→ What you have to do: Write the data below out exactly as it stands. Do not include the pictures.

→ Given data:
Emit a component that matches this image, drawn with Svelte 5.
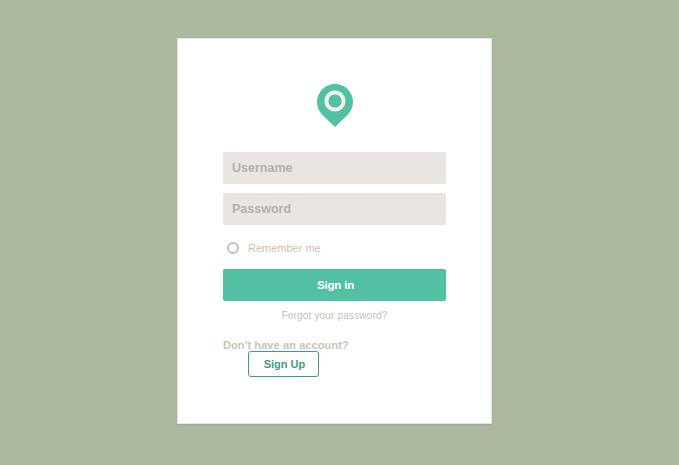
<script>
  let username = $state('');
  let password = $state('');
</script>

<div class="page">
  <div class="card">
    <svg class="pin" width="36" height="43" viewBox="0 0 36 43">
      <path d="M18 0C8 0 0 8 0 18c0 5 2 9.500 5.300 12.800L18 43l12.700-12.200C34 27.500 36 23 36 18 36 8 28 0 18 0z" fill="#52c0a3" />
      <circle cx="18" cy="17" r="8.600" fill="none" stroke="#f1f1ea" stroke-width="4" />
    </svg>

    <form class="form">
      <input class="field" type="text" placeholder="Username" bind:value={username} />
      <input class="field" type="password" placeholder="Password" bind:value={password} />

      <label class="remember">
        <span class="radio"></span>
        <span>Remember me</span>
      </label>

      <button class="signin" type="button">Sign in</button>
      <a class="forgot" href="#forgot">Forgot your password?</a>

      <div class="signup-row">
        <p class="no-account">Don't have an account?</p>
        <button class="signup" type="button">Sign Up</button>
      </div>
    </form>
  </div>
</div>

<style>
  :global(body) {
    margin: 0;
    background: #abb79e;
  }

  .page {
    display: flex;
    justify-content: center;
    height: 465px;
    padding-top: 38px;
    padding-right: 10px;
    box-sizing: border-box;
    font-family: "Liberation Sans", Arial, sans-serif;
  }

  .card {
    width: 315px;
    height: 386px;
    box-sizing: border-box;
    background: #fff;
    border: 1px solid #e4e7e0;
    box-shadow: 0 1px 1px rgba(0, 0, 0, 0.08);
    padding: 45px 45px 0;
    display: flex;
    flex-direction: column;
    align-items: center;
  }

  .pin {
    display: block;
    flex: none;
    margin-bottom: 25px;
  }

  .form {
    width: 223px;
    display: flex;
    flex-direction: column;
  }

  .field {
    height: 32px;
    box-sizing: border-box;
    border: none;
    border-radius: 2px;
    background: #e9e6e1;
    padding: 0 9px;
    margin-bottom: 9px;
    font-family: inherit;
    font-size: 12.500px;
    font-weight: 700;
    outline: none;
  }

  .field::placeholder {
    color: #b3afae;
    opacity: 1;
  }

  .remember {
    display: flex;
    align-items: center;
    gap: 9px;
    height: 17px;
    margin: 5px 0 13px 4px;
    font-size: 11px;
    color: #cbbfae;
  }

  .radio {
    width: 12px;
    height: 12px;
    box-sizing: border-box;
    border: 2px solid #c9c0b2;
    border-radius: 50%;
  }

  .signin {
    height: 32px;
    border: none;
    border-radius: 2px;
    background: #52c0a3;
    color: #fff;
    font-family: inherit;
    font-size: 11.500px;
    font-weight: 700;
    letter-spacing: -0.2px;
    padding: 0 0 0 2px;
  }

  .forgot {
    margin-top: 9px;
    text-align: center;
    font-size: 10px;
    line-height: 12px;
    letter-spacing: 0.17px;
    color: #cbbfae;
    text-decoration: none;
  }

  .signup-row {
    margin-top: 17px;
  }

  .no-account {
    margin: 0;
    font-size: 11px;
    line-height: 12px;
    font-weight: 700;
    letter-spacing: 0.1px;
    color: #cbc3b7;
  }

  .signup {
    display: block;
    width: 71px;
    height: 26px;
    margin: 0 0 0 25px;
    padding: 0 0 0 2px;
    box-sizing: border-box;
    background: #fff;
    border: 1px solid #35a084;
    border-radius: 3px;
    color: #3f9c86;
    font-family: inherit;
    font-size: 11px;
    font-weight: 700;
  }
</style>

→ Task response:
Emit a component that matches this image, drawn with Svelte 5.
<script>
  let username = $state('');
  let password = $state('');
</script>

<div class="page">
  <div class="card">
    <svg class="pin" width="36" height="43" viewBox="0 0 36 43">
      <path d="M18 0C8 0 0 8 0 18c0 5 2 9.500 5.300 12.800L18 43l12.700-12.200C34 27.500 36 23 36 18 36 8 28 0 18 0z" fill="#52c0a3" />
      <circle cx="18" cy="17" r="8.600" fill="none" stroke="#f1f1ea" stroke-width="4" />
    </svg>

    <form class="form">
      <input class="field" type="text" placeholder="Username" bind:value={username} />
      <input class="field" type="password" placeholder="Password" bind:value={password} />

      <label class="remember">
        <span class="radio"></span>
        <span>Remember me</span>
      </label>

      <button class="signin" type="button">Sign in</button>
      <a class="forgot" href="#forgot">Forgot your password?</a>

      <div class="signup-row">
        <p class="no-account">Don't have an account?</p>
        <button class="signup" type="button">Sign Up</button>
      </div>
    </form>
  </div>
</div>

<style>
  :global(body) {
    margin: 0;
    background: #abb79e;
  }

  .page {
    display: flex;
    justify-content: center;
    height: 465px;
    padding-top: 38px;
    padding-right: 10px;
    box-sizing: border-box;
    font-family: "Liberation Sans", Arial, sans-serif;
  }

  .card {
    width: 315px;
    height: 386px;
    box-sizing: border-box;
    background: #fff;
    border: 1px solid #e4e7e0;
    box-shadow: 0 1px 1px rgba(0, 0, 0, 0.08);
    padding: 45px 45px 0;
    display: flex;
    flex-direction: column;
    align-items: center;
  }

  .pin {
    display: block;
    flex: none;
    margin-bottom: 25px;
  }

  .form {
    width: 223px;
    display: flex;
    flex-direction: column;
  }

  .field {
    height: 32px;
    box-sizing: border-box;
    border: none;
    border-radius: 2px;
    background: #e9e6e1;
    padding: 0 9px;
    margin-bottom: 9px;
    font-family: inherit;
    font-size: 12.500px;
    font-weight: 700;
    outline: none;
  }

  .field::placeholder {
    color: #b3afae;
    opacity: 1;
  }

  .remember {
    display: flex;
    align-items: center;
    gap: 9px;
    height: 17px;
    margin: 5px 0 13px 4px;
    font-size: 11px;
    color: #cbbfae;
  }

  .radio {
    width: 12px;
    height: 12px;
    box-sizing: border-box;
    border: 2px solid #c9c0b2;
    border-radius: 50%;
  }

  .signin {
    height: 32px;
    border: none;
    border-radius: 2px;
    background: #52c0a3;
    color: #fff;
    font-family: inherit;
    font-size: 11.500px;
    font-weight: 700;
    letter-spacing: -0.2px;
    padding: 0 0 0 2px;
  }

  .forgot {
    margin-top: 9px;
    text-align: center;
    font-size: 10px;
    line-height: 12px;
    letter-spacing: 0.17px;
    color: #cbbfae;
    text-decoration: none;
  }

  .signup-row {
    margin-top: 17px;
  }

  .no-account {
    margin: 0;
    font-size: 11px;
    line-height: 12px;
    font-weight: 700;
    letter-spacing: 0.1px;
    color: #cbc3b7;
  }

  .signup {
    display: block;
    width: 71px;
    height: 26px;
    margin: 0 0 0 25px;
    padding: 0 0 0 2px;
    box-sizing: border-box;
    background: #fff;
    border: 1px solid #35a084;
    border-radius: 3px;
    color: #3f9c86;
    font-family: inherit;
    font-size: 11px;
    font-weight: 700;
  }
</style>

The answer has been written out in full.